■ Given data ■
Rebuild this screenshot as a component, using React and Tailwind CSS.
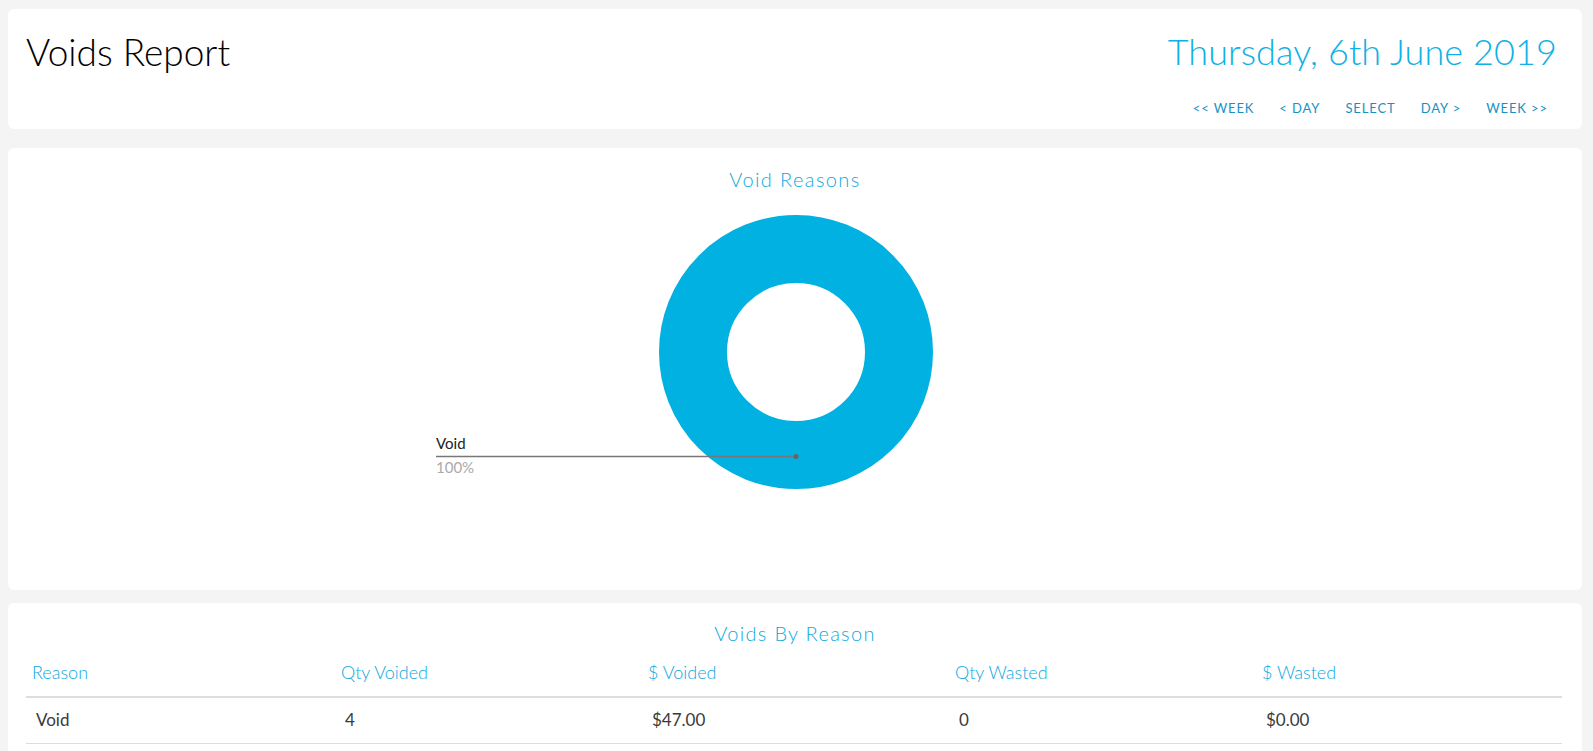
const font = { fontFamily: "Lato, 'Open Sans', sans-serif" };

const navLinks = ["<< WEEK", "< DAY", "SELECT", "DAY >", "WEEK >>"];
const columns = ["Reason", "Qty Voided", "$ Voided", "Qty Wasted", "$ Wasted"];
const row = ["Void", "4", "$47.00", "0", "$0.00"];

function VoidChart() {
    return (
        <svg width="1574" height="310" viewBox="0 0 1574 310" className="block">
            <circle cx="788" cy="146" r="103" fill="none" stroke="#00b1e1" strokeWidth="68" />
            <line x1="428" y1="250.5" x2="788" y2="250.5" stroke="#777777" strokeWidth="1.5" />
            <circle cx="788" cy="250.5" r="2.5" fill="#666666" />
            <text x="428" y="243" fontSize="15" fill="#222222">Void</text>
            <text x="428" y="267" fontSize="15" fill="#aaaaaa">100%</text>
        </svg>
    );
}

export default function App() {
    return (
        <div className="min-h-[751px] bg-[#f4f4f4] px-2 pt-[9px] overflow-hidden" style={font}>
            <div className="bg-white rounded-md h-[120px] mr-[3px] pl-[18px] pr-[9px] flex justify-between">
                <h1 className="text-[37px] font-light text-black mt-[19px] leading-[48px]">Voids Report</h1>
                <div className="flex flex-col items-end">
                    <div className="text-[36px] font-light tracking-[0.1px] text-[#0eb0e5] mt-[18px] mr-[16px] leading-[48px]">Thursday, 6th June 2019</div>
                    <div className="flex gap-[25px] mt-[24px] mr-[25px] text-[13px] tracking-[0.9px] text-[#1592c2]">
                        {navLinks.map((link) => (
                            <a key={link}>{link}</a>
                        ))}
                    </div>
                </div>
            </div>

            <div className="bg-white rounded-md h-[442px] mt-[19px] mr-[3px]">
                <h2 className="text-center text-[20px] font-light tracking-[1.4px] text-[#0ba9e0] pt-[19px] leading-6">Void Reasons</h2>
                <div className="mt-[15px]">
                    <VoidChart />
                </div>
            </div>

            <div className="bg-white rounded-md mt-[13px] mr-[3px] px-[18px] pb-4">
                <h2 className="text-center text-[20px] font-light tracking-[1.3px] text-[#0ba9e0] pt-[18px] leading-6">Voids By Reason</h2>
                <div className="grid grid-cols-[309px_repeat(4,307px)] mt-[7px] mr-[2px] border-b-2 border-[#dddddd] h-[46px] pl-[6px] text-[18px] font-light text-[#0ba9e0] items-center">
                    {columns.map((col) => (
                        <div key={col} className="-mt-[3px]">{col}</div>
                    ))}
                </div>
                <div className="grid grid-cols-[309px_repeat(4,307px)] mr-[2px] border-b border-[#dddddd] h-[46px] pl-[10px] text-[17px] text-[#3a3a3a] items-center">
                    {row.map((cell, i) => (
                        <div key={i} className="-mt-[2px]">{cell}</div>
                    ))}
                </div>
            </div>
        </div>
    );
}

■ Exercise prompt ■
Write out the material above once more, exactly as it reads, with no pictures.

■ Correct answer ■
Rebuild this screenshot as a component, using React and Tailwind CSS.
const font = { fontFamily: "Lato, 'Open Sans', sans-serif" };

const navLinks = ["<< WEEK", "< DAY", "SELECT", "DAY >", "WEEK >>"];
const columns = ["Reason", "Qty Voided", "$ Voided", "Qty Wasted", "$ Wasted"];
const row = ["Void", "4", "$47.00", "0", "$0.00"];

function VoidChart() {
    return (
        <svg width="1574" height="310" viewBox="0 0 1574 310" className="block">
            <circle cx="788" cy="146" r="103" fill="none" stroke="#00b1e1" strokeWidth="68" />
            <line x1="428" y1="250.5" x2="788" y2="250.5" stroke="#777777" strokeWidth="1.5" />
            <circle cx="788" cy="250.5" r="2.5" fill="#666666" />
            <text x="428" y="243" fontSize="15" fill="#222222">Void</text>
            <text x="428" y="267" fontSize="15" fill="#aaaaaa">100%</text>
        </svg>
    );
}

export default function App() {
    return (
        <div className="min-h-[751px] bg-[#f4f4f4] px-2 pt-[9px] overflow-hidden" style={font}>
            <div className="bg-white rounded-md h-[120px] mr-[3px] pl-[18px] pr-[9px] flex justify-between">
                <h1 className="text-[37px] font-light text-black mt-[19px] leading-[48px]">Voids Report</h1>
                <div className="flex flex-col items-end">
                    <div className="text-[36px] font-light tracking-[0.1px] text-[#0eb0e5] mt-[18px] mr-[16px] leading-[48px]">Thursday, 6th June 2019</div>
                    <div className="flex gap-[25px] mt-[24px] mr-[25px] text-[13px] tracking-[0.9px] text-[#1592c2]">
                        {navLinks.map((link) => (
                            <a key={link}>{link}</a>
                        ))}
                    </div>
                </div>
            </div>

            <div className="bg-white rounded-md h-[442px] mt-[19px] mr-[3px]">
                <h2 className="text-center text-[20px] font-light tracking-[1.4px] text-[#0ba9e0] pt-[19px] leading-6">Void Reasons</h2>
                <div className="mt-[15px]">
                    <VoidChart />
                </div>
            </div>

            <div className="bg-white rounded-md mt-[13px] mr-[3px] px-[18px] pb-4">
                <h2 className="text-center text-[20px] font-light tracking-[1.3px] text-[#0ba9e0] pt-[18px] leading-6">Voids By Reason</h2>
                <div className="grid grid-cols-[309px_repeat(4,307px)] mt-[7px] mr-[2px] border-b-2 border-[#dddddd] h-[46px] pl-[6px] text-[18px] font-light text-[#0ba9e0] items-center">
                    {columns.map((col) => (
                        <div key={col} className="-mt-[3px]">{col}</div>
                    ))}
                </div>
                <div className="grid grid-cols-[309px_repeat(4,307px)] mr-[2px] border-b border-[#dddddd] h-[46px] pl-[10px] text-[17px] text-[#3a3a3a] items-center">
                    {row.map((cell, i) => (
                        <div key={i} className="-mt-[2px]">{cell}</div>
                    ))}
                </div>
            </div>
        </div>
    );
}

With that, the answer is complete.